The court of appeals, too, treated this as the lead case and stayed briefing
in the other cases while this one proceeded. After briefing and argument, the
court of appeals certified the question of Kansas law to the Kansas Supreme
Court. Craig v. FedEx Ground Package Sys., Inc., 686 F.3d 423 (7th Cir. 2012).

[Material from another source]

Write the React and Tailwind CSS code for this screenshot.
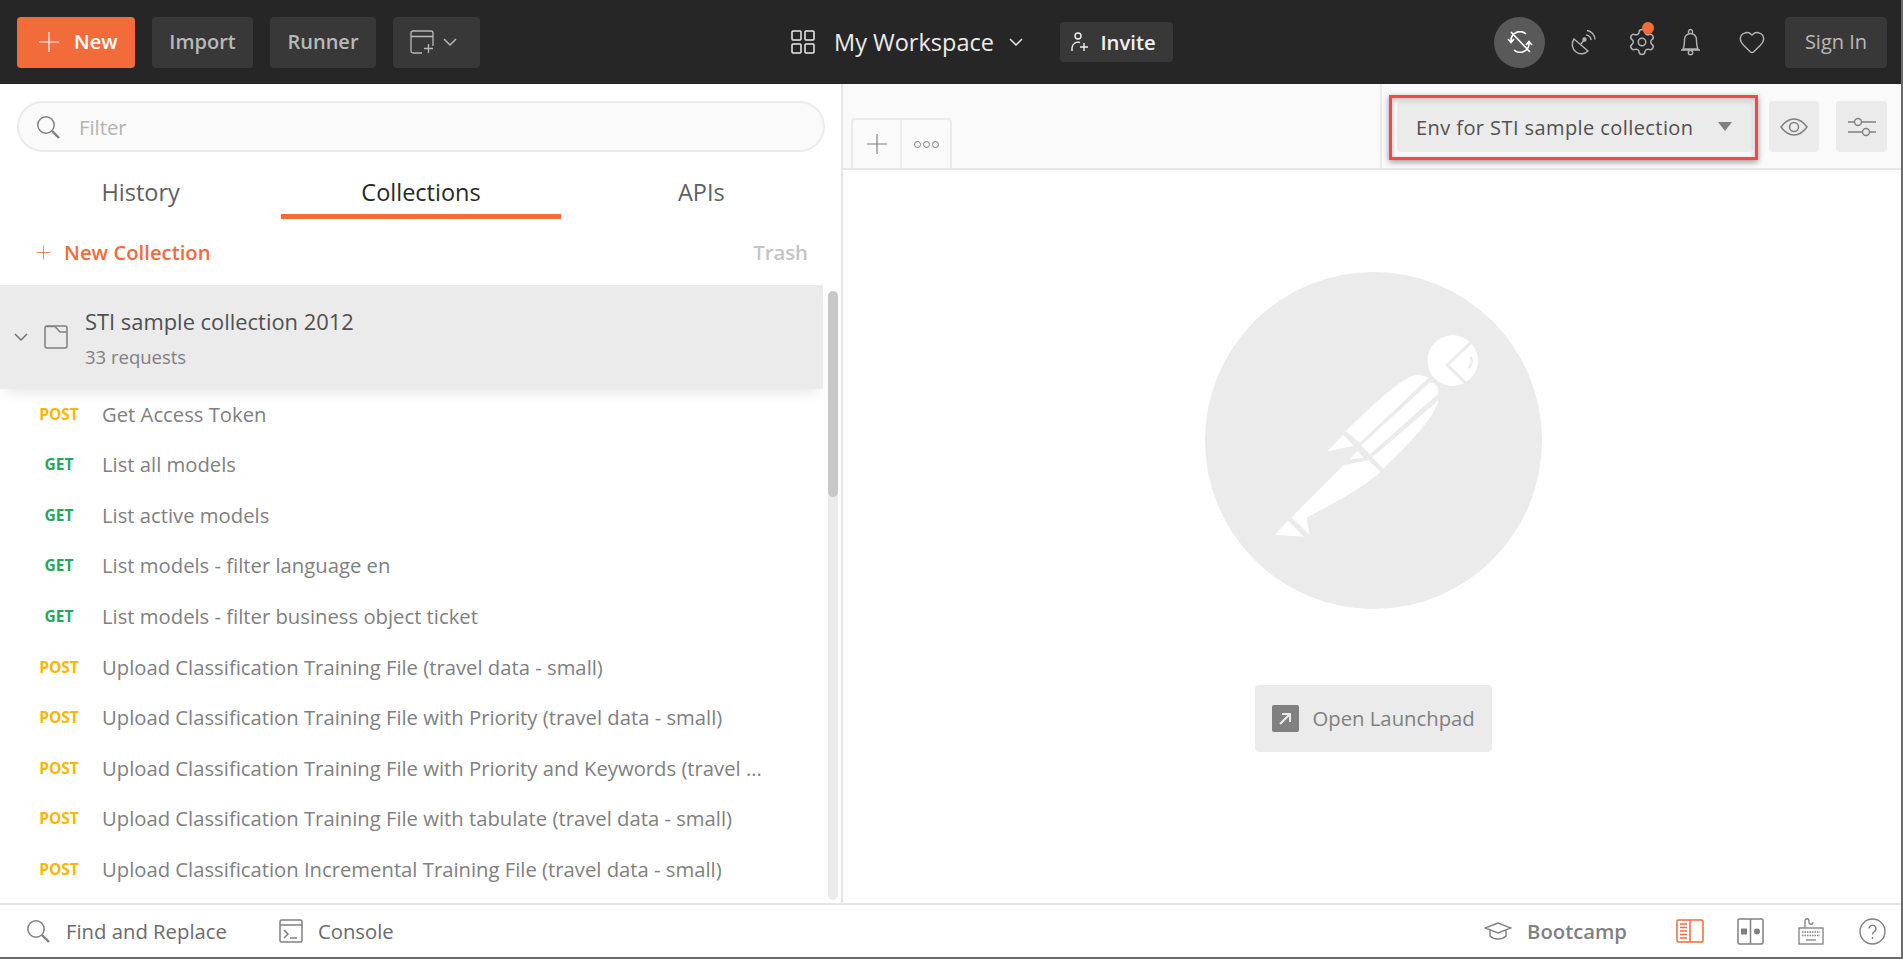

After briefing and argument, the Kansas Supreme Court adopted a new test for
deciding whether one is an employee or an independent contractor, under which
the Kansas drivers were independent contractors rather than employees. Craig
v. FedEx Ground Package Sys., Inc., 335 P.3d 66 (Kan. 2014). After further
briefing and argument, the federal court of appeals reversed my ruling and
remanded the case. In re FedEx Ground Package Sys. Inc., 792 F.3d 818 (7th
Cir. 2015).
At that point, the parties began settlement discussions. In addition to the
reversal in the Kansas case, rulings in other courts were trending toward findings
of employee status, see Alexander v. FedEx Ground Package Sys., Inc., 765 F.3d
981 (9th Cir. 2014) (California law); Slayman v. FedEx Ground Package Sys.,
Inc., 765 F.3d 1033 (9th Cir. 2015) (Oregon law), or at least toward fact issues
for trial, see Gray v. FedEx Ground Package Sys., Inc., 799 F.3d 995 (8th Cir.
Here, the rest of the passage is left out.